On aurait donc tort de surestimer la cohérence durable du programme de Sarkozy. Sur
le plan économique, il peut booster un peu la croissance dans un premier temps mais
viendra vite buter sur cette contradiction : ou bien laisser filer le budget, ou bien le
rééquilibrer en freinant trop brutalement l’activité. Sur le plan social, il équivaut à un
énorme transfert de richesses des salariés vers les possédants, que l’on ne pourra
déguiser durablement en jouant sur le fractionnement du salariat. Tôt ou tard, les
salariés prendront conscience que leur pouvoir d’achat est gelé, que leur santé coûte
plus cher, que leurs retraites vont être à nouveau rognées, et que les garanties
apportées par leur contrat de travail sont profondément écornées. Sur le plan tactique,
il arrivera assez vite un moment où il faudra faire passer en même temps des mesures
étroitement imbriquées (par exemple heures supplémentaires et TVA sociale) et rendre
perceptible la logique d’ensemble du projet. Certes, on peut imaginer un scénario où le
passage en force réussirait, débouchant sur un paysage social durablement dégradé.

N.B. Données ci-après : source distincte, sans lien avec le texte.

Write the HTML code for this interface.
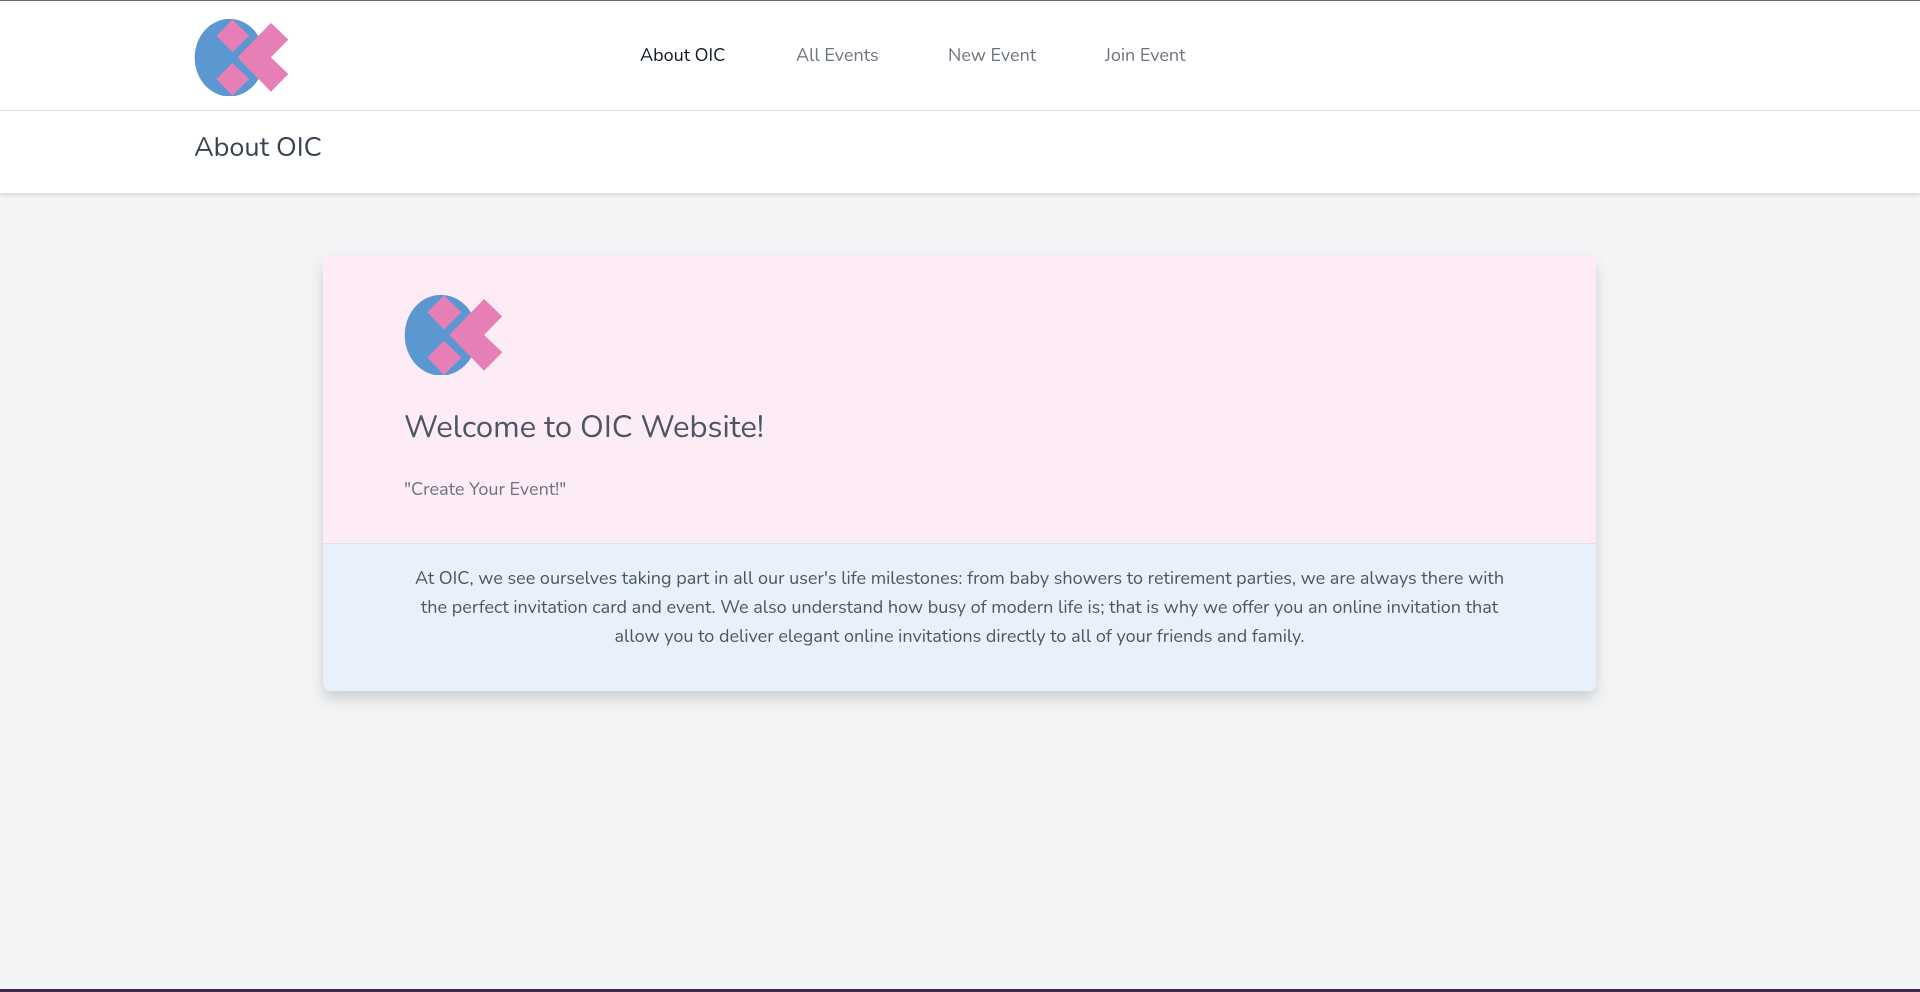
<!DOCTYPE html>
<html><head><meta charset="utf-8"><style>
*{margin:0;padding:0;box-sizing:border-box}
body{width:1920px;height:992px;background:#f3f4f6;font-family:"Nunito","Liberation Sans",sans-serif;position:relative;overflow:hidden}
.top{position:absolute;left:0;top:0;width:1920px;height:111px;background:#fff;border-top:1px solid #6b6b6b;border-bottom:1px solid #e5e7eb}
.sub{position:absolute;left:0;top:111px;width:1920px;height:82px;background:#fff;box-shadow:0 2px 4px rgba(0,0,0,.12)}
.sub h2{position:absolute;left:194px;top:18px;font-size:27px;font-weight:400;color:#374151}
.nav a{position:absolute;top:43px;font-size:18px;color:#6b7280;text-decoration:none}
.card{position:absolute;left:323px;top:255px;width:1273px;height:436px;border-radius:8px;overflow:hidden;box-shadow:0 8px 14px rgba(0,0,0,.15)}
.pink{height:289px;background:#fdebf6;border-bottom:1px solid #dbe3ee;position:relative}
.blue{height:147px;background:#e8f1fb;text-align:center;padding:0 90px;padding-top:21px;font-size:18px;line-height:29px;color:#4b5563}
.pink h1{position:absolute;left:81px;top:151px;font-size:31px;font-weight:400;color:#4b5563}
.pink p{position:absolute;left:81px;top:223px;font-size:18px;color:#6b7280}
.bot{position:absolute;left:0;top:989px;width:1920px;height:3px;background:#3b2559}
</style></head><body>
<svg width="0" height="0" style="position:absolute"><defs><g id="logo">
<ellipse cx="146" cy="166" rx="104" ry="116" fill="#5b97d1"/>
<polygon points="155,52 205,100 155,150 107,100" fill="#e77fb7"/>
<polygon points="155,182 205,230 155,280 107,230" fill="#e77fb7"/>
<polygon points="170,165 270,62 322,112 270,165 322,215 270,268" fill="#e77fb7"/>
</g></defs></svg>
<div class="top">
<svg style="position:absolute;left:194px;top:16px" width="97" height="79" viewBox="40 45 290 235"><use href="#logo"/></svg>
<div class="nav">
<a style="left:640px;color:#111827">About OIC</a>
<a style="left:796px">All Events</a>
<a style="left:948px">New Event</a>
<a style="left:1105px">Join Event</a>
</div></div>
<div class="sub"><h2>About OIC</h2></div>
<div class="card">
<div class="pink">
<svg style="position:absolute;left:81px;top:38px" width="101" height="82" viewBox="40 45 290 235"><use href="#logo"/></svg>
<h1>Welcome to OIC Website!</h1>
<p>"Create Your Event!"</p>
</div>
<div class="blue">At OIC, we see ourselves taking part in all our user's life milestones: from baby showers to retirement parties, we are always there with the perfect invitation card and event. We also understand how busy of modern life is; that is why we offer you an online invitation that allow you to deliver elegant online invitations directly to all of your friends and family.</div>
</div>
<div class="bot"></div>
</body></html>
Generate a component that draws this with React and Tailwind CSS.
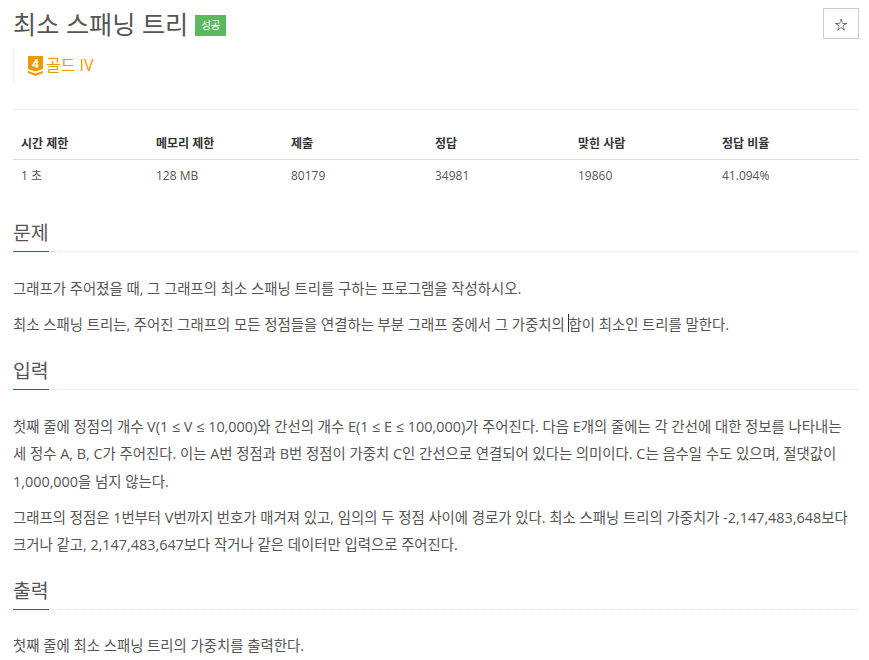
import React from "react";

const font = "font-['Open_Sans','Noto_Sans_CJK_KR',sans-serif]";

const headers = ["시간 제한", "메모리 제한", "제출", "정답", "맞힌 사람", "정답 비율"];
const values = ["1 초", "128 MB", "80179", "34981", "19860", "41.094%"];
const colWidths = ["w-[136px]", "w-[135px]", "w-[144px]", "w-[143px]", "w-[144px]", "w-[144px]"];

function Section({ title, children }) {
  return (
    <section>
      <div className="border-b border-dotted border-[#e4e6eb] h-[32px]">
        <h2 className="inline-block h-[32px] border-b border-[#0b6fb0] text-[19.4px] leading-[26px] text-[#555]">{title}</h2>
      </div>
      <div className="pt-[22.5px] pr-[3px] leading-[27.5px] space-y-[8.5px]">{children}</div>
    </section>
  );
}

function TierBadge() {
  return (
    <svg width="15" height="20" viewBox="0 0 15 20" className="shrink-0">
      <path d="M0 0H15V13L7.5 15.5L0 13Z" fill="#ec9a00" />
      <path d="M0 15L7.5 17.5L15 15V17L7.5 20L0 17Z" fill="#ec9a00" />
      <text x="7.5" y="11.5" textAnchor="middle" fontSize="12" fontWeight="700" fill="#fff" fontFamily="Open Sans">4</text>
    </svg>
  );
}

export default function App() {
  return (
    <div className={`${font} bg-white h-[660px] overflow-hidden pl-[13px] pr-[10px] text-[14.4px] text-[#555]`}>
      <div className="flex items-start justify-between h-[44px]">
        <div className="flex items-center pt-[6px]">
          <h1 className="text-[25.2px] leading-[36px] text-[#555]">최소 스패닝 트리</h1>
          <span className="ml-[7px] mt-[3px] bg-[#5cb85c] text-white text-[10.5px] leading-[21px] h-[21px] w-[31px] text-center">성공</span>
        </div>
        <button className="mt-[8px] w-[36px] h-[31px] border border-[#ccc] bg-white text-[#222] text-[13px] leading-none font-['Noto_Sans_CJK_KR',sans-serif]">☆</button>
      </div>
      <div className="mt-[4px] h-[35px] border-l border-[#eee] pl-[14px] flex items-center gap-[3px] text-[16px] text-[#ec9a00]">
        <TierBadge />
        <span className="-mt-[2px]">골드 IV</span>
      </div>
      <div className="mt-[26px] border-t border-[#eee]" />
      <table className="mt-[19px] w-[846px] table-fixed border-collapse">
        <thead>
          <tr className="border-b border-[#ddd]">
            {headers.map((h, i) => (
              <th key={h} className={`${colWidths[i]} pr-[7px] ${i === 0 ? "pl-[8px]" : "pl-[7px]"} h-[30px] text-left text-[12px] font-bold text-[#333]`}>{h}</th>
            ))}
          </tr>
        </thead>
        <tbody>
          <tr>
            {values.map((v, i) => (
              <td key={v} className={`pr-[7px] ${i === 0 ? "pl-[8px]" : "pl-[7px]"} h-[33px] text-[12px] text-[#555]`}>{v}</td>
            ))}
          </tr>
        </tbody>
      </table>

      <div className="mt-[28px]">
        <Section title="문제">
          <p>그래프가 주어졌을 때, 그 그래프의 최소 스패닝 트리를 구하는 프로그램을 작성하시오.</p>
          <p>
            최소 스패닝 트리는, 주어진 그래프의 모든 정점들을 연결하는 부분 그래프 중에서 그 가중치의{" "}
            <span className="relative">
              <span className="absolute left-0 -top-[1px] w-px h-[18px] bg-[#333]" />
            </span>
            합이 최소인 트리를 말한다.
          </p>
        </Section>
      </div>

      <div className="mt-[20px]">
        <Section title="입력">
          <p>첫째 줄에 정점의 개수 V(1 ≤ V ≤ 10,000)와 간선의 개수 E(1 ≤ E ≤ 100,000)가 주어진다. 다음 E개의 줄에는 각 간선에 대한 정보를 나타내는 세 정수 A, B, C가 주어진다. 이는 A번 정점과 B번 정점이 가중치 C인 간선으로 연결되어 있다는 의미이다. C는 음수일 수도 있으며, 절댓값이 1,000,000을 넘지 않는다.</p>
          <p>그래프의 정점은 1번부터 V번까지 번호가 매겨져 있고, 임의의 두 정점 사이에 경로가 있다. 최소 스패닝 트리의 가중치가 -2,147,483,648보다 크거나 같고, 2,147,483,647보다 작거나 같은 데이터만 입력으로 주어진다.</p>
        </Section>
      </div>

      <div className="mt-[19px]">
        <Section title="출력">
          <p>첫째 줄에 최소 스패닝 트리의 가중치를 출력한다.</p>
        </Section>
      </div>
    </div>
  );
}
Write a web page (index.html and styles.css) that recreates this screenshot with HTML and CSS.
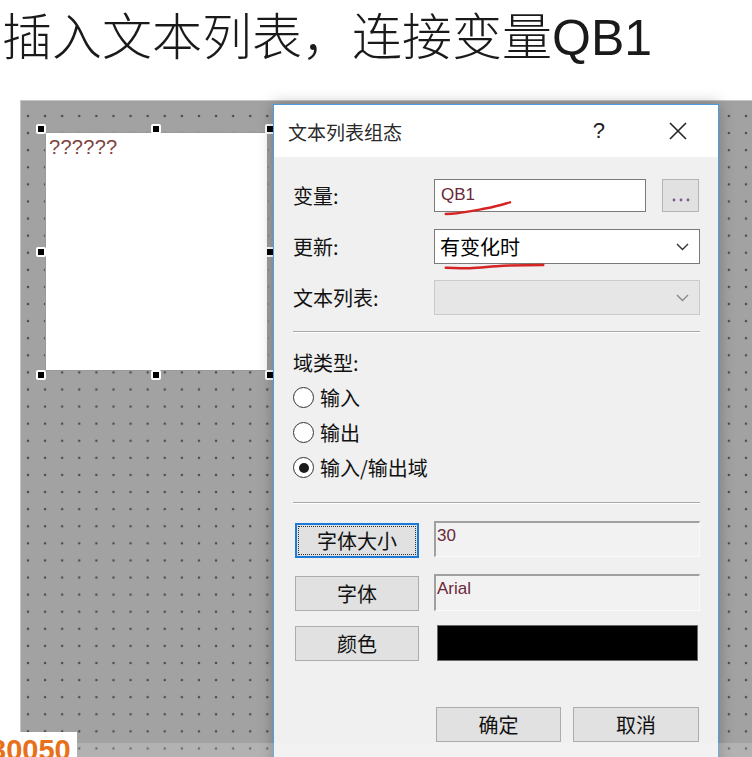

Mais un scénario de crise, mêlant résistance sociale et débâcle économique, est
également plausible. En tout état de cause, la tâche prioritaire du syndicalisme est
aujourd’hui de décortiquer minutieusement les projets gouvernementaux pour en
montrer les effets sociaux désastreux. C’est la condition pour construire les nécessaires
mobilisations et (à terme) refonder une alternative cohérente au dogme néo-libéral.